Establishing your risk tolerance level tells us how to construct your portfolio

Once we know your risk tolerance level, we then construct a portfolio that has the highest probability of never falling below your comfort level – up to the 99.9% probability level. This means you will never lose a penny more than you are comfortable losing, unless we have the worst year you would expect in 1000 years. That is risk control.

When people look at their investment temperament and external financial condition in retirement, most people will choose a lower range of -15, -10, -5, or 0% as the most their portfolio could go down. Most people are comfortable with those numbers as the worst-case scenario for their investments at the 99% probability level. We know many people, typically when they first retire, who think they could lose 20% or more of their retirement funds. To date, however, we have never met a retired person who lost 20% of his or her money who was not upset about this fact.

II. Portfolio Construction & Implementation

Each of the following steps is essential to control risk in every investment portfolio, and when combined properly allow us to create a portfolio that not only accurately mirrors your individual risk tolerance level but is actually substantially safer, providing an additional “cushion” of safety.

Efficient Set Theory

We begin the portfolio construction process by using Efficient Set Theory in order to set the absolute worst-case risk “barrier” below which our portfolios will not go. This involves three steps. We then add two additional “layers” of risk control into the system to reduce risk further:

1. Mathematically measure the risk in every asset class.
2. Calculate the correlation between every asset class.
3. Implement Efficient Set Theory

Data on the risk level of each asset class, their expected returns, and the correlations between them are input into a program that has the precise equations from Dr. Markowitz’s Efficient Set Theory in them. This program then shows us the combination of assets that has the highest expected return at each risk level. This forms what is called the “efficient frontier of optimum portfolios,” which simply means all the portfolios with the highest expected return at each risk level. (Expected returns, correlations, and the standard deviations of all asset classes used in the calculations in this report are based on historical data from 1/81 through 6/06.)
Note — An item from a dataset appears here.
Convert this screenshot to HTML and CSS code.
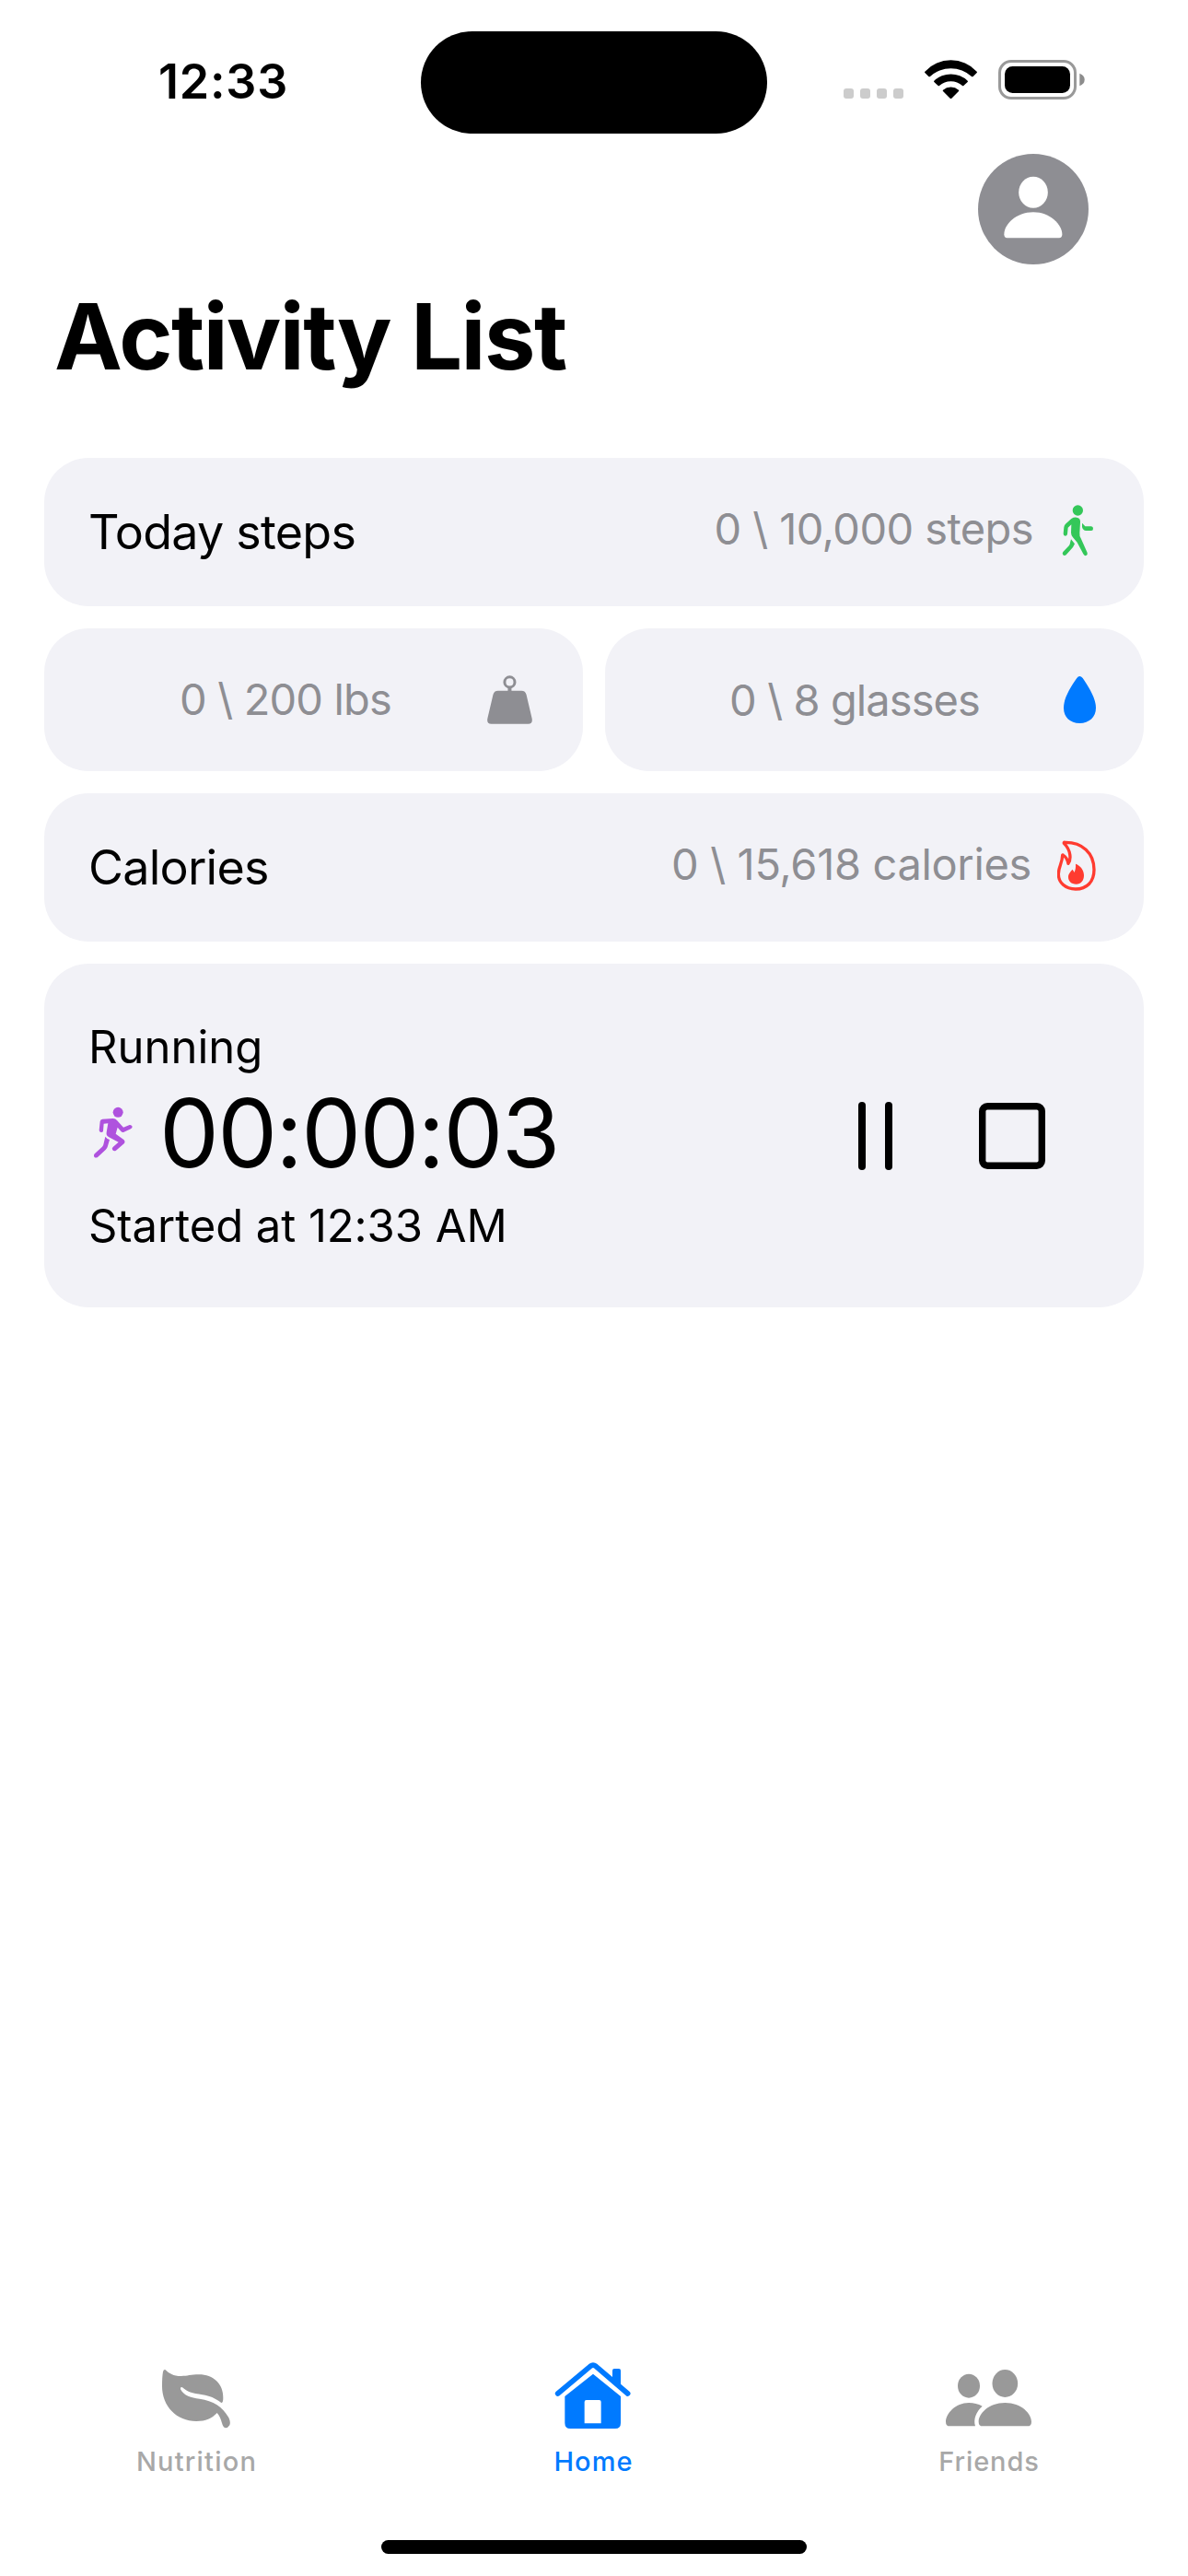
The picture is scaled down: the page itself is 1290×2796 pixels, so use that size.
FILE: index.html
```html
<!DOCTYPE html>
<html lang="en">
<head>
<meta charset="utf-8">
<title>Activity List</title>
<link rel="stylesheet" href="styles.css">
</head>
<body>
<div class="screen">
  <header class="status-bar">
    <span class="clock">12:33</span>
    <div class="island"></div>
    <div class="indicators">
      <svg class="cellular" viewBox="0 0 65 11"><rect width="11" height="11" rx="3"/><rect x="18" width="11" height="11" rx="3"/><rect x="36" width="11" height="11" rx="3"/><rect x="54" width="11" height="11" rx="3"/></svg>
      <svg class="wifi" viewBox="342 75 171 129">
        <path d="M343 113A115 115 0 0 1 512 113Q514 115 512 117L500 129Q497 131 495 129A99 99 0 0 0 360 129Q358 131 355 129L343 117Q341 115 343 113Z"/>
        <path d="M373 143A79 79 0 0 1 482 143Q484 145 482 147L469 159Q467 161 465 159A56 56 0 0 0 390 159Q388 161 386 159L373 147Q371 145 373 143Z"/>
        <path d="M402 173A40 40 0 0 1 453 173Q455 175 453 177L430 200Q428 202 425 200L402 177Q400 175 402 173Z"/>
      </svg>
      <svg class="battery" viewBox="0 0 94 43"><rect class="shell" x="1.5" y="1.5" width="82" height="40" rx="12.5"/><rect x="7" y="7" width="71" height="29" rx="8.5"/><path class="nub" d="M88.3 14.8Q93.7 17 93.7 21.5T88.3 28.2Z"/></svg>
    </div>
  </header>

  <div class="profile-row">
    <svg class="avatar" viewBox="516 380 360 360"><circle cx="696" cy="560" r="180"/><g class="cutout"><ellipse cx="696" cy="505" rx="47.5" ry="51"/><path d="M601 642C601 610 640 570 696 570C752 570 790 612 790 642Q790 654 780 654H611Q601 654 601 642Z"/></g></svg>
  </div>

  <h1 class="title">Activity List</h1>

  <main class="cards">
    <section class="card">
      <span class="name">Today steps</span>
      <span class="value raised steps">0 \ 10,000 steps</span>
      <svg class="icon walk" viewBox="204 82 132 168">
        <circle cx="271" cy="100" r="17"/>
        <path d="M250 127Q258 122 267 123Q280 125 279 138L277 173Q276 184 281 191L302 238Q304 245 298 247Q292 249 289 242L269 204L255 188Q249 181 249 173L250 146L239 156L237 177Q236 183 230 183Q224 183 224 176L226 155Q227 148 231 144Z"/>
        <path d="M285 141L295 152H315Q321 153 321 159Q321 166 315 166H297Q291 166 288 161Q285 157 285 153Z"/>
        <path d="M249 194L261 209L255 220L233 245Q227 249 223 245Q219 241 223 235L243 214Q246 210 246 205Z"/>
      </svg>
    </section>

    <div class="pair">
      <section class="card small weight">
        <span class="value lbs">0 \ 200 lbs</span>
        <svg class="kettle" viewBox="0 0 49.5 53"><circle class="ring" cx="24.7" cy="7.2" r="5.6"/><path d="M22.7 12.5H26.7V18H22.7ZM12 16.7H37.5Q42 16.7 43 21L49 46.5Q50.5 53 45 53H4.5Q-1 53 .5 46.5L6.5 21Q7.5 16.7 12 16.7Z"/></svg>
      </section>
      <section class="card small water">
        <span class="value glasses">0 \ 8 glasses</span>
        <svg class="drop" viewBox="225 642 105 153"><path d="M277 642Q282 642 287 648C305 675 330 712 330 745C330 776 308 795 277 795C246 795 225 776 225 745C225 712 249 675 268 648Q272 642 277 642Z"/></svg>
      </section>
    </div>

    <section class="card">
      <span class="name">Calories</span>
      <span class="value raised calories">0 \ 15,618 calories</span>
      <svg class="icon flame" viewBox="204 1174 132 168">
        <path class="outline" d="M229 1181C285 1180 324 1215 324 1270C324 1310 300 1333 264 1333C230 1333 208 1312 208 1284C208 1260 221 1248 221 1223Q222 1221 224 1223Q236 1230 240 1250C249 1238 250 1207 226 1184Q225 1180 229 1181Z"/>
        <path d="M265 1251C281 1258 291 1272 291 1288C291 1306 281 1317 266 1317C250 1317 240 1307 240 1294C240 1282 248 1277 253 1269Q258 1273 259 1279C263 1273 265 1262 264 1252Z"/>
      </svg>
    </section>

    <section class="card workout">
      <div class="details">
        <div class="line kind">Running</div>
        <div class="timer">
          <svg class="runner" viewBox="64 63 132 168">
            <circle cx="145.500" cy="82" r="16.500"/>
            <path d="M95 104L129 102Q137 102 142 108L163 131L183 123Q189 122 192 128Q192 133 187 136L163 147Q159 148 156 145L144 131L138 152L163 170Q171 176 165 184L139 206Q133 210 128 205Q124 199 129 195L147 179L116 163Q106 158 108 147L113 118L99 119L97 143Q95 148 90 147Q84 146 84 140L87 112Q88 105 95 104Z"/>
            <path d="M104 161Q109 168 118 171L111 195Q109 200 105 204L80 227Q73 232 68 227Q65 221 70 216L94 194Q97 191 98 187Z"/>
          </svg>
          <span class="elapsed">00:00:03</span>
        </div>
        <div class="line since">Started at 12:33 AM</div>
      </div>
      <div class="controls">
        <svg class="pause" viewBox="0 0 37 74"><rect width="8" height="74" rx="4"/><rect x="29" width="8" height="74" rx="4"/></svg>
        <svg class="stop" viewBox="0 0 72 72"><rect x="3.700" y="3.700" width="64.600" height="64.600" rx="5.500"/></svg>
      </div>
    </section>
  </main>

  <nav class="tabs">
    <div class="tab nutrition">
      <svg viewBox="135 60 300 240"><path d="M178 96C192 109 204 117 230 117C250 117 262 112 288 112C335 112 368 143 367 188Q367 204 361 204C338 188 325 182 300 178C265 173 250 168 234 154Q227 151 228 160C240 182 262 188 290 191C335 197 365 217 385 252Q392 268 388 277Q383 286 374 286Q367 285 363 270Q357 247 347 237C330 255 310 264 280 264C215 264 168 215 168 150C168 130 169 115 171 103Q173 95 178 96Z"/></svg>
      <span class="label">Nutrition</span>
    </div>
    <div class="tab home">
      <svg viewBox="105 60 300 240"><path class="roof" d="M137 174L243 85Q252 78 261 85L365 174"/><path d="M315 140V99Q315 93 321 93H336Q342 93 342 99V158ZM252 110L342 183V270Q342 288 324 288H178Q160 288 160 270V183Z"/><path class="door" d="M224 271V201Q224 195 230 195H272Q278 195 278 201V271Z"/></svg>
      <span class="label">Home</span>
    </div>
    <div class="tab friends">
      <svg viewBox="135 60 300 240"><ellipse cx="216" cy="149" rx="36" ry="39"/><ellipse cx="334" cy="141" rx="41.500" ry="45"/><path d="M248 266C248 240 280 204 334 204C388 204 420 240 420 266Q420 280 407 280H261Q248 280 248 266ZM141 266C141 240 172 204 216 204Q240 204 260 215C240 232 230 258 237 280H154Q141 280 141 266Z"/></svg>
      <span class="label">Friends</span>
    </div>
  </nav>
  <div class="home-indicator"></div>
</div>
</body>
</html>
```
FILE: styles.css
```css
* { box-sizing: border-box; }

body {
  margin: 0;
  background: #fff;
  color: #000;
  font-family: "Inter", "Liberation Sans", sans-serif;
}

svg { display: block; flex: none; fill: currentColor; }

.screen {
  display: flex;
  flex-direction: column;
  width: 1290px;
  height: 2796px;
  overflow: hidden;
}

/* Status bar */
.status-bar {
  display: grid;
  grid-template-columns: 457px 376px 1fr;
  align-items: center;
  height: 167px;
  padding-top: 10px;
}
.clock {
  padding-left: 172px;
  font-size: 52px;
  font-weight: 600;
  line-height: 60px;
  letter-spacing: 0.8px;
}
.island { height: 111px; margin-top: 1px; border-radius: 56px; background: #000; }
.indicators {
  display: flex;
  align-items: flex-end;
  padding: 0 0 4px 83px;
}
.cellular { width: 65px; height: 11px; margin: 0 23px 1px 0; color: #ccc; }
.wifi { width: 57px; height: 43px; margin-right: 23px; }
.battery { width: 94px; height: 43px; }
.shell { fill: none; stroke: #999; stroke-width: 3; }
.nub { fill: #8c8c8c; }

/* Heading */
.profile-row { display: flex; justify-content: flex-end; padding-right: 108px; }
.avatar { width: 120px; height: 120px; color: #8e8e93; }
.cutout { fill: #fff; }
.title {
  margin: 18px 0 72px;
  padding-left: 59px;
  font-size: 99px;
  font-weight: 700;
  line-height: 120px;
  letter-spacing: -1.5px;
}

/* Cards */
.cards { display: flex; flex-direction: column; gap: 24px; padding: 0 48px; }
.pair { display: grid; grid-template-columns: 1fr 1fr; gap: 24px; }
.card {
  display: flex;
  align-items: center;
  height: 161px;
  padding: 0 50px 0 48px;
  border-radius: 48px;
  background: #f2f2f7;
}
.card.small { height: 155px; justify-content: flex-end; }
.card.weight { padding-right: 55px; }
.card.water { padding-right: 52px; }
.name { font-size: 52px; line-height: 64px; letter-spacing: -0.75px; }
.value {
  color: #8e8e93;
  font-size: 47px;
  line-height: 60px;
  white-space: nowrap;
}
.raised { margin: 0 0 7px auto; }
.steps { letter-spacing: -0.58px; }
.lbs { margin-bottom: 1px; letter-spacing: -0.84px; }
.glasses { letter-spacing: -0.91px; }
.calories { letter-spacing: -0.35px; }
.icon { width: 44px; height: 56px; margin: 0 0 4px 26px; }
.walk { color: #34c759; }
.flame { margin-left: 28px; color: #ff3b30; }
.outline { fill: none; stroke: #ff3b30; stroke-width: 10; stroke-linejoin: round; }
.kettle { width: 49px; height: 53px; margin-left: 104px; color: #8e8e93; }
.ring { fill: none; stroke: #8e8e93; stroke-width: 3; }
.drop { width: 35px; height: 51px; margin-left: 91px; color: #007aff; }

/* Running workout */
.card.workout { height: 373px; padding-right: 107px; justify-content: space-between; }
.line { font-size: 49px; line-height: 60px; }
.kind { padding-top: 3px; }
.since { padding-top: 8px; letter-spacing: -0.07px; }
.timer { display: flex; align-items: center; height: 126px; }
.runner { width: 44px; height: 56px; margin: 0 28px 3px 5px; color: #af52de; }
.elapsed { font-size: 103px; line-height: 126px; letter-spacing: -1.8px; }
.controls { display: flex; align-items: center; gap: 94px; }
.pause { width: 37px; height: 74px; }
.stop { width: 72px; height: 72px; }
.stop rect { fill: none; stroke: #000; stroke-width: 7.4; }

/* Bottom navigation */
.tabs { display: grid; grid-template-columns: repeat(3, 1fr); margin-top: auto; }
.tab { display: flex; flex-direction: column; align-items: center; gap: 14px; color: #999; }
.tab svg { width: 100px; height: 80px; }
.label { font-size: 29px; font-weight: 500; line-height: 36px; color: #a8a8a8; }
.nutrition .label { margin-right: 3px; letter-spacing: 1.21px; }
.friends .label { margin-right: 2px; letter-spacing: 0.89px; }
.home .label { margin-right: 1px; color: #007aff; letter-spacing: 1.04px; }
.home { color: #007aff; }
.roof { fill: none; stroke: #007aff; stroke-width: 17; stroke-linecap: round; stroke-linejoin: round; }
.door { fill: #fff; }

.home-indicator {
  width: 462px;
  height: 15px;
  margin: 67px auto 24px;
  border-radius: 8px;
  background: #000;
}
```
In order to understand what all this means, in the next section, “Model Portfolios,” we will look at the actual risk levels of portfolios people commonly choose for their retirement funds.

Additional Methods of Risk Reduction


Security Selection

This topic is covered in detail below from the standpoint of achieving higher returns, but it is also an essential step from a risk control standpoint. Until now we have only been considering the risk from an overall portfolio level, and we have been looking at the risk of entire asset classes or indexes.

However, we do not invest in index funds that replicate entire asset classes. Instead, we select individual funds in each asset class. These funds have earned substantially more than their indexes, with less risk.

For example, many of our funds actually made money during 2001-2002. Each fund manager we use is an expert at selecting stocks or bonds that have a high probability of holding their value in a serious market downturn. Some have been so successful over such a long time period that we would probably be justified in using their low risk scores in our analysis. Instead, we use the fact that our funds are much safer than their indexes to provide an additional “buffer” against risk. Whatever our overall portfolio risk score indicates, our fund managers are working to lower that level further – in many cases much further.

Avoid Mistakes

The final essential step to controlling investment risk is the most difficult. Investor mistakes lead to more losses than the markets themselves, and the average investor actually earns far less than the markets. You should have a proven, comprehensive investment discipline in place. This discipline should be kept clearly in mind whenever making an investment decision.